Jimmy Holmes

Personal information
- Full name: James Black Holmes
- Date of birth: 8 December 1954 (age 71)
- Place of birth: Hamilton, Scotland
- Position: Left back

Youth career
- Muirkirk

Senior career*
- Years: Team / Apps / (Gls)
- 1974–1976: Partick Thistle / 0 / (0)
- 1976–1988: Greenock Morton / 437 / (7)
- 1988–1990: Falkirk / 53 / (0)
- 1990: Alloa Athletic / 8 / (0)
- 1990–1991: Arbroath / 37 / (0)
- Total:  / 535 / (7)

= Jim Holmes (footballer) =

Scottish footballer (born 1954)

James Black Holmes (born 8 December 1954) is a Scottish former footballer.

==Career==
Holmes began his career at junior club Muirkirk, before moving into the senior game with Partick Thistle before becoming a legend at Greenock Morton. He won three Scottish First Division winners medals: 1977–78, 1983–84 and 1986–87. In May 1987, after being voted the SPFA First Division Footballer of the Year, he captained the Scottish semi-professionals in an end of season tournament against Holland, England & Italy.

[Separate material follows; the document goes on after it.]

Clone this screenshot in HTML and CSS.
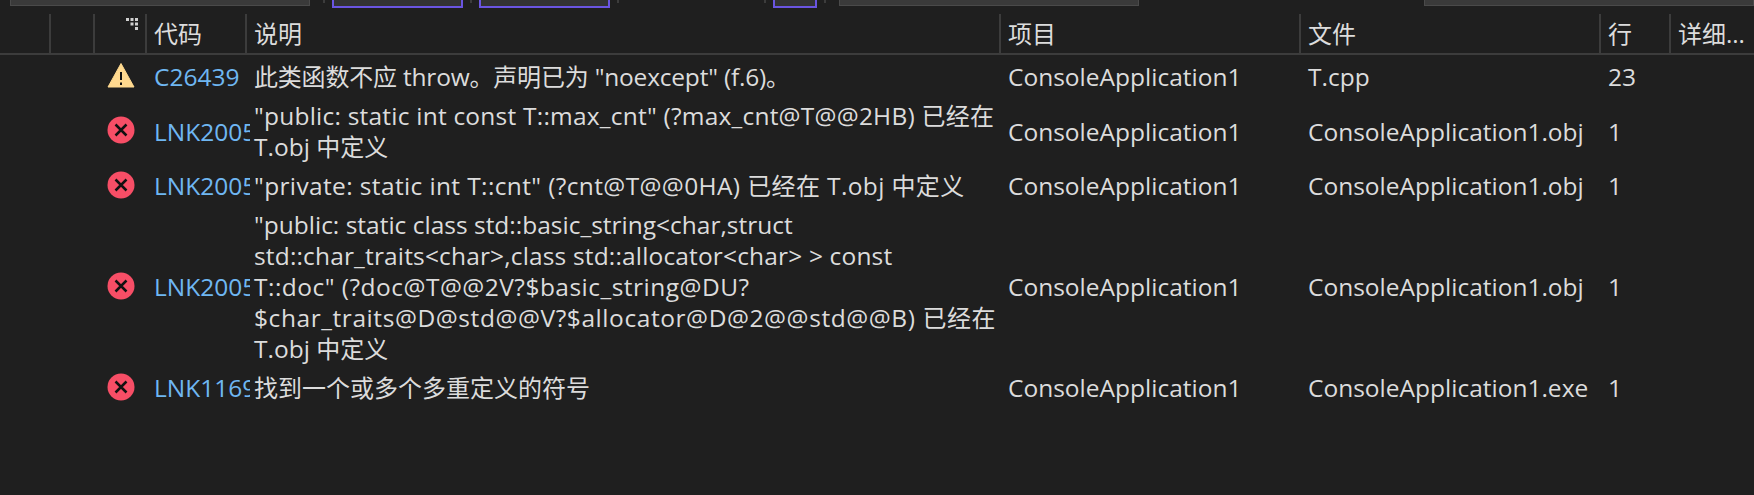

He finished off his career with spells at Falkirk, Alloa Athletic and Arbroath, where he was player/coach for a season before retiring in 1991.

==Personal life ==
His son Graeme Holmes is also a footballer who played for several clubs, including Morton.

==See also==
- List of footballers in Scotland by number of league appearances (500+)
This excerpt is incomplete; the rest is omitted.